Howard Kurtz has an excellent, introspective look at the lessons the Exempt Media should learn from the exposure of Mark Felt as Deep Throat in his column for today's Washington Post. Rather than lionize Felt and wax reminiscent about journalism's biggest gotcha, Kurtz looks at the damage that the glorification of anonymous sourcing has done to his craft:

Newspapermen became cinematic heroes, determined diggers who advanced the cause of truth by meeting shadowy sources in parking garages, and journalism schools were flooded with aspiring sleuths and crusaders.

But the media's reputation since then has sunk like a stone, and one reason is that some in the next generation of reporters pumped up many modest flaps into scandals ending in "gate," sometimes using anonymous sources who turned out to be less than reliable. Journalism became a more confrontational, even prosecutorial business, with some of its practitioners automatically assuming that politicians in the post-Nixon era must be lying, dissembling or covering up.

The disclosure last week that Deep Throat, Bob Woodward's secret Watergate source, was former FBI official Mark Felt provided a needed reminder that sometimes reporters have no other way to ferret out vital information than by promising anonymity. In the war-against-its-enemies atmosphere of the Nixon administration, Felt not only would have lost his job had he gone public about White House skulduggery -- he was threatened with firing just as a suspected leaker -- but might well have been prosecuted for breaking the law.

The revelation also serves as a reminder that sources may have complicated motives for whispering to the press.
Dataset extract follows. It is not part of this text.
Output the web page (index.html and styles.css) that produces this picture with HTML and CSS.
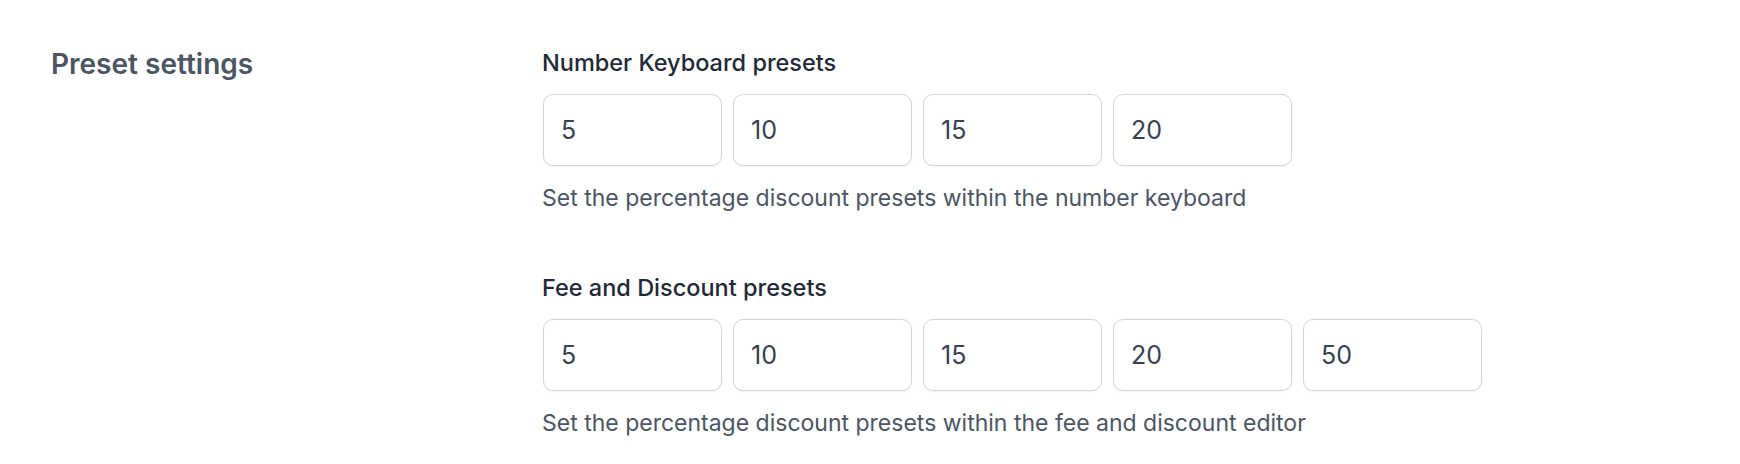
FILE: index.html
```html
<!DOCTYPE html>
<html lang="en">
<head>
<meta charset="utf-8">
<title>Preset settings</title>
<link rel="stylesheet" href="styles.css">
</head>
<body>
<section class="settings">
  <h2 class="settings-title">Preset settings</h2>
  <div class="settings-body">
    <div class="field">
      <label class="field-label">Number Keyboard presets</label>
      <div class="preset-row">
        <input class="preset-input" type="text" value="5" readonly>
        <input class="preset-input" type="text" value="10" readonly>
        <input class="preset-input" type="text" value="15" readonly>
        <input class="preset-input" type="text" value="20" readonly>
      </div>
      <p class="field-help">Set the percentage discount presets within the number keyboard</p>
    </div>
    <div class="field">
      <label class="field-label">Fee and Discount presets</label>
      <div class="preset-row">
        <input class="preset-input" type="text" value="5" readonly>
        <input class="preset-input" type="text" value="10" readonly>
        <input class="preset-input" type="text" value="15" readonly>
        <input class="preset-input" type="text" value="20" readonly>
        <input class="preset-input" type="text" value="50" readonly>
      </div>
      <p class="field-help">Set the percentage discount presets within the fee and discount editor</p>
    </div>
  </div>
</section>
</body>
</html>
```
FILE: styles.css
```css
* { box-sizing: border-box; }
html, body {
  margin: 0;
  padding: 0;
  background: #ffffff;
  font-family: Inter, "Noto Sans", "Liberation Sans", sans-serif;
}
.settings {
  display: grid;
  grid-template-columns: 491px 1fr;
  padding: 45px 0 0 51px;
}
.settings-title {
  margin: 1px 0 0;
  font-size: 28px;
  line-height: 36px;
  font-weight: 600;
  color: #4b5563;
}
.settings-body {
  display: flex;
  flex-direction: column;
  gap: 55px;
}
.field {
  display: flex;
  flex-direction: column;
}
.field-label {
  font-size: 23.5px;
  line-height: 36px;
  font-weight: 500;
  color: #1f2937;
}
.preset-row {
  display: flex;
  gap: 11px;
  margin-top: 13px;
  padding-left: 1px;
}
.preset-input {
  width: 179px;
  height: 72px;
  border: 1px solid #d1d5db;
  border-radius: 10px;
  padding: 0 17px;
  font-family: inherit;
  font-size: 25px;
  color: #374151;
  background: #ffffff;
  box-shadow: 0 1px 2px rgba(0, 0, 0, 0.05);
  outline: none;
}
.field-help {
  margin: 15px 0 0;
  font-size: 23px;
  line-height: 34px;
  color: #4b5563;
}
```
Felt may have worried about the FBI's integrity but he also may have been resentful, as the bureau's No. 2 official, at being passed over for the top job, and according to Woodward he came to detest the Nixon White House. Inside sources rarely have clean hands.

Three decades later, the use and abuse of unnamed sources is rampant, especially in Washington, and the media all too often protect those with partisan agendas. It's a long road from Felt telling Woodward to "follow the money" to a Bush adviser telling the New York Times that John Kerry "looks French." But such potshots have become routine in daily reporting.

Too much of the reporting and commentary that has surrounded the Felt disclosure has served as an effort to paint Felt as a hero or traitor to the nation. Kurtz gets much closer to the truth in this short treatment by acknowledging Felt's usefulness while noting his selfish reasons for providing it. His contribution to the story has been overblown, first by Hollywood and then by a generation of journalists captivated by the cloak-and-dagger sensationalism of the contact.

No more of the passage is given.